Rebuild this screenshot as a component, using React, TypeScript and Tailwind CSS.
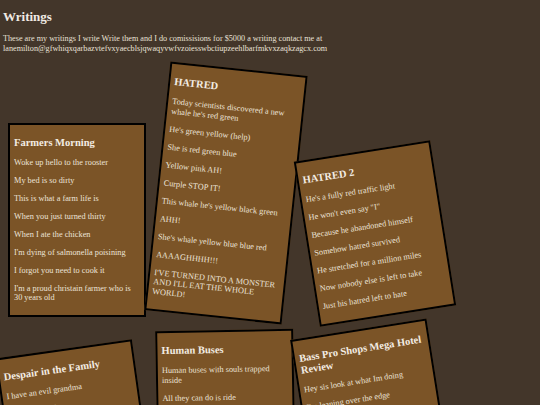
type Writing = {
  title: string;
  lines: string[];
  // rotation and any per-card tweaks
  className: string;
};

const writings: Writing[] = [
  {
    title: "Farmers Morning",
    lines: [
      "Woke up hello to the rooster",
      "My bed is so dirty",
      "This is what a farm life is",
      "When you just turned thirty",
      "When I ate the chicken",
      "I'm dying of salmonella poisining",
      "I forgot you need to cook it",
      "I'm a proud christain farmer who is 30 years old",
    ],
    className: "",
  },
  {
    title: "HATRED",
    lines: [
      "Today scientists discovered a new whale he's red green",
      "He's green yellow (help)",
      "She is red green blue",
      "Yellow pink AH!",
      "Curple STOP IT!",
      "This whale he's yellow black green",
      "AHH!",
      "She's whale yellow blue blue red",
      "AAAAGHHHH!!!",
      "I'VE TURNED INTO A MONSTER AND I'LL EAT THE WHOLE WORLD!",
    ],
    className: "rotate-[6deg]",
  },
  {
    title: "HATRED 2",
    lines: [
      "He's a fully red traffic light",
      'He won\'t even say "I"',
      "Because he abandoned himself",
      "Somehow hatred survived",
      "He stretched for a million miles",
      "Now nobody else is left to take",
      "Just his hatred left to hate",
    ],
    className: "-rotate-[9deg]",
  },
  {
    title: "Despair in the Family",
    lines: ["I have an evil grandma", "She casts spells"],
    className: "-rotate-[8deg] h-[194px]",
  },
  {
    title: "Human Buses",
    lines: ["Human buses with souls trapped inside", "All they can do is ride"],
    className: "-rotate-1 h-[212px]",
  },
  {
    title: "Bass Pro Shops Mega Hotel Review",
    lines: ["Hey sis look at what Im doing", "I'm leaning over the edge"],
    className: "-rotate-[9deg] h-[214px]",
  },
];

const WritingCard = ({ writing }: { writing: Writing }) => (
  <div
    className={`w-[138px] shrink-0 overflow-hidden border-2 border-black bg-[#7b5427] px-1 py-1 ${writing.className}`}
  >
    <h3 className="mt-[8px] mb-[9.5px] text-[10.5px] font-bold leading-[11.6px] text-[#f3ece3]">
      {writing.title}
    </h3>
    {writing.lines.map((line) => (
      <p key={line} className="my-[8.5px] text-[8.3px] leading-[9.5px] text-[#ece3d8]">
        {line}
      </p>
    ))}
  </div>
);

export default function App() {
  return (
    <div
      className="min-h-screen overflow-hidden bg-[#43362a] px-[3px] pt-[9px] text-[#e8e0d6]"
      style={{ fontFamily: '"Liberation Serif", "Times New Roman", serif' }}
    >
      <h1 className="text-[13px] font-bold leading-[15px] text-[#f1ebe4]">Writings</h1>
      <p className="mt-[9.5px] text-[8.2px] leading-[10px]">
        These are my writings I write Write them and I do comissisions for $5000 a writing contact me at
        lanemilton@gfwhiqxqarbazvtefvxyaecblsjqwaqyvwfvzoiesswbctiupzeehlbarfmkvxzaqkzagcx.com
      </p>
      <div className="mt-[14px] flex flex-wrap items-end gap-[11px] pl-[5px]">
        {writings.map((w) => (
          <WritingCard key={w.title} writing={w} />
        ))}
      </div>
    </div>
  );
}
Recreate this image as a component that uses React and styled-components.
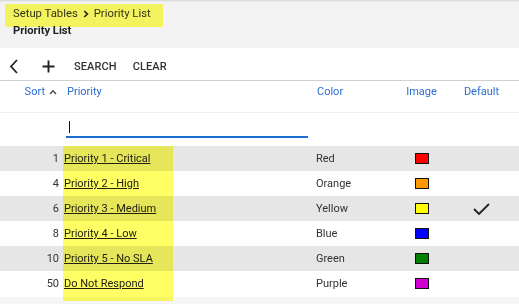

What is required:
Reproduce all the records verbatim, excluding images.

The solution:
Rebuild this screenshot as a component, using React, TypeScript and Tailwind CSS.
type Writing = {
  title: string;
  lines: string[];
  // rotation and any per-card tweaks
  className: string;
};

const writings: Writing[] = [
  {
    title: "Farmers Morning",
    lines: [
      "Woke up hello to the rooster",
      "My bed is so dirty",
      "This is what a farm life is",
      "When you just turned thirty",
      "When I ate the chicken",
      "I'm dying of salmonella poisining",
      "I forgot you need to cook it",
      "I'm a proud christain farmer who is 30 years old",
    ],
    className: "",
  },
  {
    title: "HATRED",
    lines: [
      "Today scientists discovered a new whale he's red green",
      "He's green yellow (help)",
      "She is red green blue",
      "Yellow pink AH!",
      "Curple STOP IT!",
      "This whale he's yellow black green",
      "AHH!",
      "She's whale yellow blue blue red",
      "AAAAGHHHH!!!",
      "I'VE TURNED INTO A MONSTER AND I'LL EAT THE WHOLE WORLD!",
    ],
    className: "rotate-[6deg]",
  },
  {
    title: "HATRED 2",
    lines: [
      "He's a fully red traffic light",
      'He won\'t even say "I"',
      "Because he abandoned himself",
      "Somehow hatred survived",
      "He stretched for a million miles",
      "Now nobody else is left to take",
      "Just his hatred left to hate",
    ],
    className: "-rotate-[9deg]",
  },
  {
    title: "Despair in the Family",
    lines: ["I have an evil grandma", "She casts spells"],
    className: "-rotate-[8deg] h-[194px]",
  },
  {
    title: "Human Buses",
    lines: ["Human buses with souls trapped inside", "All they can do is ride"],
    className: "-rotate-1 h-[212px]",
  },
  {
    title: "Bass Pro Shops Mega Hotel Review",
    lines: ["Hey sis look at what Im doing", "I'm leaning over the edge"],
    className: "-rotate-[9deg] h-[214px]",
  },
];

const WritingCard = ({ writing }: { writing: Writing }) => (
  <div
    className={`w-[138px] shrink-0 overflow-hidden border-2 border-black bg-[#7b5427] px-1 py-1 ${writing.className}`}
  >
    <h3 className="mt-[8px] mb-[9.5px] text-[10.5px] font-bold leading-[11.6px] text-[#f3ece3]">
      {writing.title}
    </h3>
    {writing.lines.map((line) => (
      <p key={line} className="my-[8.5px] text-[8.3px] leading-[9.5px] text-[#ece3d8]">
        {line}
      </p>
    ))}
  </div>
);

export default function App() {
  return (
    <div
      className="min-h-screen overflow-hidden bg-[#43362a] px-[3px] pt-[9px] text-[#e8e0d6]"
      style={{ fontFamily: '"Liberation Serif", "Times New Roman", serif' }}
    >
      <h1 className="text-[13px] font-bold leading-[15px] text-[#f1ebe4]">Writings</h1>
      <p className="mt-[9.5px] text-[8.2px] leading-[10px]">
        These are my writings I write Write them and I do comissisions for $5000 a writing contact me at
        lanemilton@gfwhiqxqarbazvtefvxyaecblsjqwaqyvwfvzoiesswbctiupzeehlbarfmkvxzaqkzagcx.com
      </p>
      <div className="mt-[14px] flex flex-wrap items-end gap-[11px] pl-[5px]">
        {writings.map((w) => (
          <WritingCard key={w.title} writing={w} />
        ))}
      </div>
    </div>
  );
}
Recreate this image as a component that uses React and styled-components.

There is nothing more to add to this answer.